■ Short task: Identify and copy all lines of the material where the string "React" is found.

■ Collected material:
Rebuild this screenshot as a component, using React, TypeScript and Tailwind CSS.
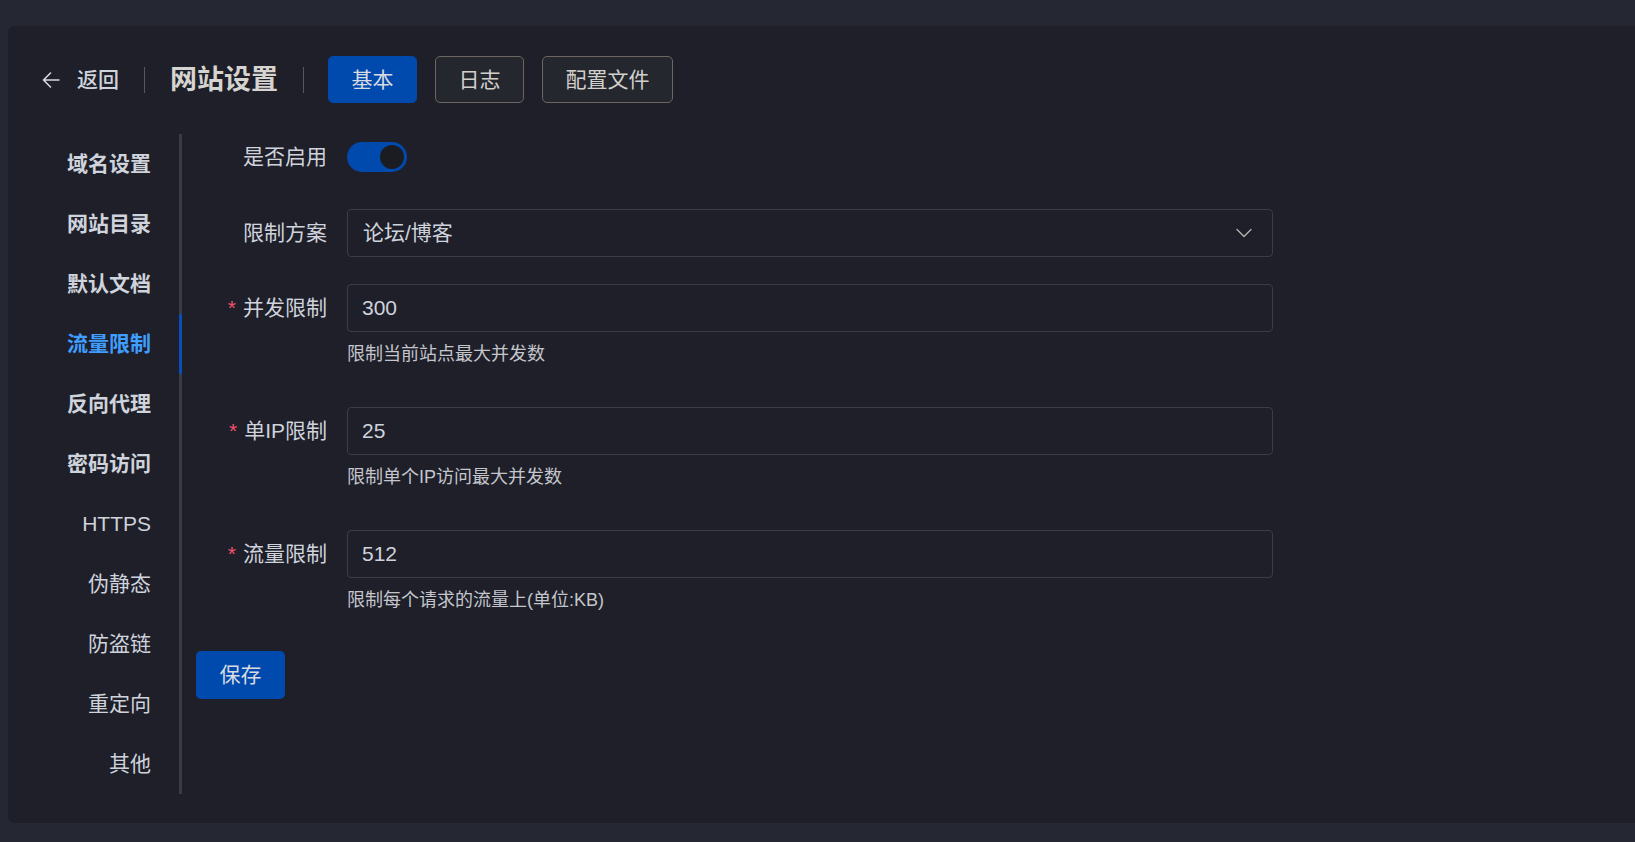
import React, { useState } from 'react';

const font = { fontFamily: '"Liberation Sans", "Noto Sans CJK SC", sans-serif' };

const tabs = [
  { label: '域名设置', bold: true },
  { label: '网站目录', bold: true },
  { label: '默认文档', bold: true },
  { label: '流量限制', bold: true },
  { label: '反向代理', bold: true },
  { label: '密码访问', bold: true },
  { label: 'HTTPS', bold: false },
  { label: '伪静态', bold: false },
  { label: '防盗链', bold: false },
  { label: '重定向', bold: false },
  { label: '其他', bold: false }
];

function ArrowLeft() {
  return (
    <svg width="18" height="16" viewBox="0 0 18 16" fill="none" className="text-[#d6d8de]">
      <path d="M17 8H1.5M8.5 1L1.5 8l7 7" stroke="currentColor" strokeWidth="1.6" strokeLinecap="round" strokeLinejoin="round" />
    </svg>
  );
}

function Chevron() {
  return (
    <svg width="16" height="10" viewBox="0 0 16 10" fill="none" className="text-[#b9b5b0]">
      <path d="M1 1.5l7 7 7-7" stroke="currentColor" strokeWidth="1.3" strokeLinecap="round" strokeLinejoin="round" />
    </svg>
  );
}

function FieldLabel({ text, required }: { text: string; required?: boolean }) {
  return (
    <div className="flex h-[48px] w-[151px] shrink-0 items-center justify-end pr-[20px] text-[21px] leading-[26px] text-[#cfd3dc]">
      {required ? <span className="mr-[7px] text-[#f0506e]">*</span> : null}
      {text}
    </div>
  );
}

function NumberField({ label, value, hint }: { label: string; value: string; hint: string }) {
  return (
    <div className="mb-[40px] flex">
      <FieldLabel text={label} required />
      <div className="w-[926px]">
        <div className="flex h-[48px] items-center rounded-[4px] border border-[#3b3c44] pl-[14px] text-[21px] text-[#cfd3dc]">
          {value}
        </div>
        <div className="mt-[9px] text-[18px] leading-[26px] text-[#c4c6cc]">{hint}</div>
      </div>
    </div>
  );
}

export default function App() {
  const [active, setActive] = useState('流量限制');
  const [enabled, setEnabled] = useState(true);
  const [top, setTop] = useState('基本');

  return (
    <div className="min-h-[842px] bg-[#252833] pb-[19px] pl-2 pt-[26px]" style={font}>
      <div className="h-[797px] rounded-l-[6px] bg-[#1e1f29] pt-[30px]">
        <div className="flex h-[47px] items-center pl-[34px]">
          <ArrowLeft />
          <span className="ml-[17px] text-[21px] font-medium leading-[26px] text-[#cfd3dc]">返回</span>
          <div className="mx-[25px] h-[26px] w-px bg-[#5a5856]" />
          <span className="text-[27px] font-bold leading-[32px] text-[#d6d4d0]">网站设置</span>
          <div className="ml-[25px] mr-[24px] h-[26px] w-px bg-[#5a5856]" />
          <div className="flex gap-[18px]">
            {['基本', '日志', '配置文件'].map((t) => (
              <button
                key={t}
                onClick={() => setTop(t)}
                className={
                  top === t
                    ? 'h-[47px] rounded-[5px] border border-[#0049ad] bg-[#0049ad] px-[22.5px] text-[21px] text-[#d8dbe2]'
                    : 'h-[47px] rounded-[5px] border border-[#6b6661] bg-[#25272e] px-[22.5px] text-[21px] text-[#d2d0cc]'
                }
              >
                {t}
              </button>
            ))}
          </div>
        </div>

        <div className="mt-[31px] flex">
          <div className="w-[174px] shrink-0">
            {tabs.map((t) => (
              <div
                key={t.label}
                onClick={() => setActive(t.label)}
                className={
                  active === t.label
                    ? 'flex h-[60px] cursor-pointer items-center justify-end border-r-[3px] border-[#0a4fb3] pr-[28px] text-[21px] font-bold text-[#409eff]'
                    : 'flex h-[60px] cursor-pointer items-center justify-end border-r-[3px] border-[#3a3c42] pr-[28px] text-[21px] text-[#cfd3dc]'
                }
              >
                <span className={t.bold ? 'font-bold' : 'font-normal'}>{t.label}</span>
              </div>
            ))}
          </div>

          <div className="-mt-px pl-[14px]">
            <div className="mb-[28px] flex">
              <FieldLabel text="是否启用" />
              <div className="flex h-[48px] items-center">
                <button
                  onClick={() => setEnabled(!enabled)}
                  className={
                    enabled
                      ? 'flex h-[30px] w-[60px] items-center justify-end rounded-full bg-[#0049ad] px-[3px]'
                      : 'flex h-[30px] w-[60px] items-center justify-start rounded-full bg-[#4c4d4f] px-[3px]'
                  }
                >
                  <span className="h-[24px] w-[24px] rounded-full bg-[#1b1c21]" />
                </button>
              </div>
            </div>

            <div className="mb-[27px] flex">
              <FieldLabel text="限制方案" />
              <div className="flex h-[48px] w-[926px] items-center justify-between rounded-[4px] border border-[#3b3c44] pl-[15px] pr-[20px] text-[21px] text-[#cfd3dc]">
                <span>论坛/博客</span>
                <Chevron />
              </div>
            </div>

            <NumberField label="并发限制" value="300" hint="限制当前站点最大并发数" />
            <NumberField label="单IP限制" value="25" hint="限制单个IP访问最大并发数" />
            <NumberField label="流量限制" value="512" hint="限制每个请求的流量上(单位:KB)" />

            <button className="-mt-[2px] h-[48px] w-[89px] rounded-[5px] bg-[#0049ad] text-[21px] text-[#d8dbe2]">保存</button>
          </div>
        </div>
      </div>
    </div>
  );
}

■ Exercise answer:
Rebuild this screenshot as a component, using React, TypeScript and Tailwind CSS.
import React, { useState } from 'react';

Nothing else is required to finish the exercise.